-- Begin --

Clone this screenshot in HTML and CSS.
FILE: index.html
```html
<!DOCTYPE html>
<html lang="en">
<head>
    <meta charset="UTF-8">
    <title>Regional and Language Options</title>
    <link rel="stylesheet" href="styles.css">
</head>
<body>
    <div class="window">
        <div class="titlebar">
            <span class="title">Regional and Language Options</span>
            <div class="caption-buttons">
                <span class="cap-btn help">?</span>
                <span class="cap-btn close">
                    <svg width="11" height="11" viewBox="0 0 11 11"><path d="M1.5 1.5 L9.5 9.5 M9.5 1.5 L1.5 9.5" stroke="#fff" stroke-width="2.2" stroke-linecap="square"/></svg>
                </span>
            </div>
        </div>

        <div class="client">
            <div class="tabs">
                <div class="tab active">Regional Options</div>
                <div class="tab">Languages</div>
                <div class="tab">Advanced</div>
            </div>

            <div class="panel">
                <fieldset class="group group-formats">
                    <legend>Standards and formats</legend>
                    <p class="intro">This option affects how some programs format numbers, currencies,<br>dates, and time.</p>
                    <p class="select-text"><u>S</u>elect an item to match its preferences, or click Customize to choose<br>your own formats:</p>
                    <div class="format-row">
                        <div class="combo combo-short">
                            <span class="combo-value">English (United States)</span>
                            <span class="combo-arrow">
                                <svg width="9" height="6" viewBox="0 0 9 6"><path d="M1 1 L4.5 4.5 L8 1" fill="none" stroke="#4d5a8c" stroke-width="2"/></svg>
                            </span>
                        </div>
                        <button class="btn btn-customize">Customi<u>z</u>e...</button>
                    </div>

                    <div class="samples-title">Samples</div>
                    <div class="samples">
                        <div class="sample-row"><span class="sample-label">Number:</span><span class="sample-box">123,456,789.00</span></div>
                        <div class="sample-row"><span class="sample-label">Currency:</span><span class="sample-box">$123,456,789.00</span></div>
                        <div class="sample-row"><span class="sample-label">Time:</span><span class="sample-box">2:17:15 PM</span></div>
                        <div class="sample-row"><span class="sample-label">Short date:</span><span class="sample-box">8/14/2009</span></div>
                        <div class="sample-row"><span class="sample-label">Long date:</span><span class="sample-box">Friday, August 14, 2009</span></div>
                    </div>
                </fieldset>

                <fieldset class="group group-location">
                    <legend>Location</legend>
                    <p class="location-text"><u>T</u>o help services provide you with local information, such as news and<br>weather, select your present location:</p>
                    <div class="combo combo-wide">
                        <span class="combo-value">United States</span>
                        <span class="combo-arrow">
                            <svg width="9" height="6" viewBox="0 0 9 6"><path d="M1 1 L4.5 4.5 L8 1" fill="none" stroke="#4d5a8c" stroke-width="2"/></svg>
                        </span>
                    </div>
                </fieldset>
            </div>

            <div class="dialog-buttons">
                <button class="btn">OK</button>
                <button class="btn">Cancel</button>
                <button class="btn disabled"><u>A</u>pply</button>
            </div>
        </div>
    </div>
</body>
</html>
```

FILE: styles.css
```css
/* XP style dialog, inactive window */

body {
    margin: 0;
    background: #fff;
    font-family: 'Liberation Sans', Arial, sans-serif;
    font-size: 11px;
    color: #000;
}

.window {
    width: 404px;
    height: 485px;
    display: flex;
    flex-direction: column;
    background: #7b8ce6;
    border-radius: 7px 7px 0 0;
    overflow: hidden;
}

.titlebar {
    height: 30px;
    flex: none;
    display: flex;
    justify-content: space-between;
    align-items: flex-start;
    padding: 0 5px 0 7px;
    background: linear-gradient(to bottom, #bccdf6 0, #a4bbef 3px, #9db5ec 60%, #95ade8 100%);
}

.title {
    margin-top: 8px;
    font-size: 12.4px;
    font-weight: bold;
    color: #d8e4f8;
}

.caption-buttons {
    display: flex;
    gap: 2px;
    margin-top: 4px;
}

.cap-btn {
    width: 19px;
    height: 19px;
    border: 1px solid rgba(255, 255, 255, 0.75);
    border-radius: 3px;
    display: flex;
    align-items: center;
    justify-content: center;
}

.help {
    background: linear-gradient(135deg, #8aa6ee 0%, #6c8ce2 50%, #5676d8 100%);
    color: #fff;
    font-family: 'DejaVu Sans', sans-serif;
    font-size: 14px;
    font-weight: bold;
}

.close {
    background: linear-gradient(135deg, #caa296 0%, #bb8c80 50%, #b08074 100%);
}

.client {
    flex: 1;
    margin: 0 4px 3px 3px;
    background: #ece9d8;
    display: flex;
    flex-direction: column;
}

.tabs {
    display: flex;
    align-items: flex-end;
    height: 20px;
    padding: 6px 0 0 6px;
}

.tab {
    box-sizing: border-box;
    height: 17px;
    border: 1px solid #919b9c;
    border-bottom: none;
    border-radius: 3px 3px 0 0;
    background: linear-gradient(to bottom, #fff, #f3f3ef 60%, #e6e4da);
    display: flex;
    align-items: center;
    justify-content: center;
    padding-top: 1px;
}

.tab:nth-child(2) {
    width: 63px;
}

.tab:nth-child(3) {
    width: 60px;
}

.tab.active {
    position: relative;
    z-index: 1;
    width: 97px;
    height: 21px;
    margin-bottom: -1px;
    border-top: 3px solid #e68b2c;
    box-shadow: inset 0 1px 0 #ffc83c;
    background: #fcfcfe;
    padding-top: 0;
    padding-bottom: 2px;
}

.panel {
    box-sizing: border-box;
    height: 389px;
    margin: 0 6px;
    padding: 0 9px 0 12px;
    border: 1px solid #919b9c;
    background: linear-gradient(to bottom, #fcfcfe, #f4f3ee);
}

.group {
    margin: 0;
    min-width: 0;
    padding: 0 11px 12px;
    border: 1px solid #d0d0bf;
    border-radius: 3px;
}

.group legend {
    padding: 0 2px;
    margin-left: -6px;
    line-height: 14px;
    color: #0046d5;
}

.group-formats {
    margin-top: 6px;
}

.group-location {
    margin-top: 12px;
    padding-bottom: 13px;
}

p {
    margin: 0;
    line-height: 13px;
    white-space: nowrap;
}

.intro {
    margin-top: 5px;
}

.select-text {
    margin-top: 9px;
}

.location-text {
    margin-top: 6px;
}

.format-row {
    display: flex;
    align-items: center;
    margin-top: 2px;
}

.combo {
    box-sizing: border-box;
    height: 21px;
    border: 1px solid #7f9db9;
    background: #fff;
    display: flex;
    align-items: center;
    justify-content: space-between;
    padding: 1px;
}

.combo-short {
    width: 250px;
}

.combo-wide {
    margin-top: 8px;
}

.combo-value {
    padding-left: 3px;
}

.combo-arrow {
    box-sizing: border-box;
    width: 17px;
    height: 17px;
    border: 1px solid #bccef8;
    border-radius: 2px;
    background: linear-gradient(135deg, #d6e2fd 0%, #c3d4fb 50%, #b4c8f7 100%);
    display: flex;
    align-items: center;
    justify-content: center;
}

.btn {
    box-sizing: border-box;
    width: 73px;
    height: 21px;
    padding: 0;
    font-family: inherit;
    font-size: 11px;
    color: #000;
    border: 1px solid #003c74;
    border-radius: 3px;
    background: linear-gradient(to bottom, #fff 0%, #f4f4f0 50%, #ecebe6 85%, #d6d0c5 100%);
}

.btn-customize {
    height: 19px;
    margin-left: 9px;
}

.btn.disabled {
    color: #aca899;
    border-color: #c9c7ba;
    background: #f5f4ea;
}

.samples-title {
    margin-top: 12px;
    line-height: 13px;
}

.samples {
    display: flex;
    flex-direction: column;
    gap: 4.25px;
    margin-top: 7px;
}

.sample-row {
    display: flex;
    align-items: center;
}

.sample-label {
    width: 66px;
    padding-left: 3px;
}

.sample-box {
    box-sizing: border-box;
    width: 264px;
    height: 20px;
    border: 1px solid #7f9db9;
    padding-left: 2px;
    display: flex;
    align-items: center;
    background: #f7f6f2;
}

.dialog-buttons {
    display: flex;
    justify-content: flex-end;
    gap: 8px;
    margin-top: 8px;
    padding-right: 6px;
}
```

-- End --
-- Begin --

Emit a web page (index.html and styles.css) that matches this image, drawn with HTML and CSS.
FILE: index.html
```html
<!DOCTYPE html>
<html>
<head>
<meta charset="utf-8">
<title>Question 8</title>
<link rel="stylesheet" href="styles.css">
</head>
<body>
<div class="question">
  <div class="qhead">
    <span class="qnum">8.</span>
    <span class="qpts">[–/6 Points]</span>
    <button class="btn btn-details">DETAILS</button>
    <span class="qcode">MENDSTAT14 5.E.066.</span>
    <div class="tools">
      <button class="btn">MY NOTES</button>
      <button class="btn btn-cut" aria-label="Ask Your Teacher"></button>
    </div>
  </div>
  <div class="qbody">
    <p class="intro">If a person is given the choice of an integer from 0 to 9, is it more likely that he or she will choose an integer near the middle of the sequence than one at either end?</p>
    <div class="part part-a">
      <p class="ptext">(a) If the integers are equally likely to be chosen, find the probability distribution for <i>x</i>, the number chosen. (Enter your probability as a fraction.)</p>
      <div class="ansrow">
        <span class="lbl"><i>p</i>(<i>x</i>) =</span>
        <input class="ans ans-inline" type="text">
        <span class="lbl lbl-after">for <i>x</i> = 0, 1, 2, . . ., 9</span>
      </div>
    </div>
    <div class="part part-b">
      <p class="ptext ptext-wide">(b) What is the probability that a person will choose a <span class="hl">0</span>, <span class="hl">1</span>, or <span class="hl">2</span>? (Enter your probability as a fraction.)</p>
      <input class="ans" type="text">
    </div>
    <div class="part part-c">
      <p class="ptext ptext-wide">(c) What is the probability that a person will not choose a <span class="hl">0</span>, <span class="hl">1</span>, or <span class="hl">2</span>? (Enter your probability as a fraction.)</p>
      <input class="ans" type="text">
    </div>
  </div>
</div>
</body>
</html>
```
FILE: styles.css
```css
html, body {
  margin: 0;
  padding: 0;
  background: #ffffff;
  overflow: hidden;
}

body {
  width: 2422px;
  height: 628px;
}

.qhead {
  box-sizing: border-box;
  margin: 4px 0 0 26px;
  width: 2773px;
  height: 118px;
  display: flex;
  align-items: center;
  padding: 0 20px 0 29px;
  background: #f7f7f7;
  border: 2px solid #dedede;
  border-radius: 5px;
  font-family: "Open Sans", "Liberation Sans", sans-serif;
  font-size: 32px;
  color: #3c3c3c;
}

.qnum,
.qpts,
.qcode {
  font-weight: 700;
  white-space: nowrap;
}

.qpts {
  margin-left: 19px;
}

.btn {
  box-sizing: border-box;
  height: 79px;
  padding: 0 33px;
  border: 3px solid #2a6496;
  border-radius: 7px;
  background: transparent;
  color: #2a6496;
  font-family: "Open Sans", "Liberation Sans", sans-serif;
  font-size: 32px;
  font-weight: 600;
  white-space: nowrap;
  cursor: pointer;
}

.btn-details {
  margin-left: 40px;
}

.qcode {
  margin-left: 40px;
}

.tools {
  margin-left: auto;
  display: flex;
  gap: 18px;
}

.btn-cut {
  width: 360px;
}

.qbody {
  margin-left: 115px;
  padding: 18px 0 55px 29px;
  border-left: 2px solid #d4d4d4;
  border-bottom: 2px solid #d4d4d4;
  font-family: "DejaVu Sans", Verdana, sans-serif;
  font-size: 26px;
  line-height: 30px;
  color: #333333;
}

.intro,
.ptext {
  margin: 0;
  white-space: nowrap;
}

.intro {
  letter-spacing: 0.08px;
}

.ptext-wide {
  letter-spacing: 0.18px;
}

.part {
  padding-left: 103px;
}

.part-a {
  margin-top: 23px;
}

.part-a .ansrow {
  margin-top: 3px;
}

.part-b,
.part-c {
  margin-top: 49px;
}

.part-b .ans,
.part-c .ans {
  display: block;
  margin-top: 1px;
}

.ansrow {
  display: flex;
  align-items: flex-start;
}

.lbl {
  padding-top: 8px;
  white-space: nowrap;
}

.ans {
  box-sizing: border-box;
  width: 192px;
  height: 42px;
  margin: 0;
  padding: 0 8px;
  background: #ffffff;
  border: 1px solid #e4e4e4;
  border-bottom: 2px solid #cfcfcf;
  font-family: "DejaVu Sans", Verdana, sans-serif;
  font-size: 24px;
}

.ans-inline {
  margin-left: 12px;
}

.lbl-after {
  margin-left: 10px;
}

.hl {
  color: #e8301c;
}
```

-- End --

### Written problem
Above are the records. Copy every line in them holding "styles".

### The output
    <link rel="stylesheet" href="styles.css">
FILE: styles.css
Emit a web page (index.html and styles.css) that matches this image, drawn with HTML and CSS.
<link rel="stylesheet" href="styles.css">
FILE: styles.css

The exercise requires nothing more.